‘Ma Rainey’s Black Bottom’ Star Glynn Turman on the Differences Playing His Character on Stage and Film

Glynn Turman spoke about playing his part on both stage and screen and how his approach to playing Toledo changed.

“The challenge also is for the actor to not get comfortable and rely on things that worked for you previously, to discover the character all over again…” – Glynn Turman

In the Netflix film adaptation of August Wilson’s 1982 play Ma Rainey’s Black Bottom, actor Glynn Turman portrays Toledo, the pianist of blues legend Ma Rainey’s band. Speaking about his association with the play on both stage and on film with Gold Derby, spoke about playing his part on both stage and screen and how his approach to playing Toledo changed.

Turman came to the play with some very helpful experience by having previously played Toledo on stage. Naturally, that helped him with his lines, but it wasn’t like he just repeated his on-stage performance. He explains, “It’s a wordy play. August Wilson is all about his ability to construct words so beautifully. That puts weight on actors to remember all those words. So I had a head start on that part of it, but then again, at the same time, there’s different interpretations of the character, different facets of the character and we’re in a different medium, from stage to motion picture. So it presented its own challenges and the challenge also is for the actor to not get comfortable and rely on things that worked for you previously, to discover the character all over again, so that was a challenge.”

Though Turman described Wilson’s work as “wordy,” he doesn’t mean to imply that it is more challenging for him to perform in one of Wilson’s plays than any other playwright’s work. He says, “No, I don’t say that I prepare differently. I have a technique that suits me after all these years that I kind of rely on in terms of what I’m looking for in order to ground the character and the words. It’s just that August has such a distinct rhythm in his works and you want to pay homage to that rhythm and if you can lock into that rhythm, all of the rest of the stuff becomes so much easier. It’s like reading sheet music, if you’re able to do that. It’s like playing in a Count Basie band.”

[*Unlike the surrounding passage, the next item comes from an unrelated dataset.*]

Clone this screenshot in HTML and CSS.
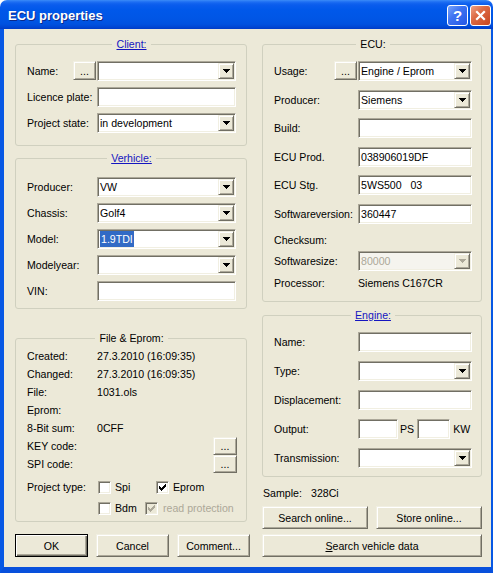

In an example of how he played Toledo differently on the stage versus in the film, Turman explains how Ma Rainey’s Black Bottom film director George C. Wolfe — himself a Tony Award-winning stage director — encouraged him to perform one of his character’s monologues very differently than how he performed it on stage. He reveals:

“On stage, because of a few things, but first of all, because we’re playing in a house of 700, maybe 1,000 people, I was able to devise an activity along with that monologue that was, I think I was wrapping sandwiches. There’s a part in the play where he says, ‘Your sandwiches are here,’ and so on and so forth. Well, then at the end of that, I use the leftover sandwiches to accompany that particular speech. So I was wrapping the sandwiches as I was saying the speech and putting them away. The sandwiches in the movie were so obsolete that you didn’t even really realize that they were there. Second of all, George said, ‘No, no, no, no, no, no, Glynn.’ He says, ‘Just sit at the piano and simply deliver that speech. Just break it all down.’ So he guided me, directed me to that nuance that was a complete tone shift and completely everything shift from what I had depended on in the stage production and he was absolutely right because he let the camera do the work. He brought it in. He held me right here and the next thing I knew, I was sort of blues singing it. I was singing a song in that monologue and striking the keys on the piano, which then Branford [Marsalis] laid in this beautiful, easy little blues score and just changed the whole dynamic of the piece. Yet, all the meaning was still there and because it was the medium, I was able to reach the world with that particular thing.”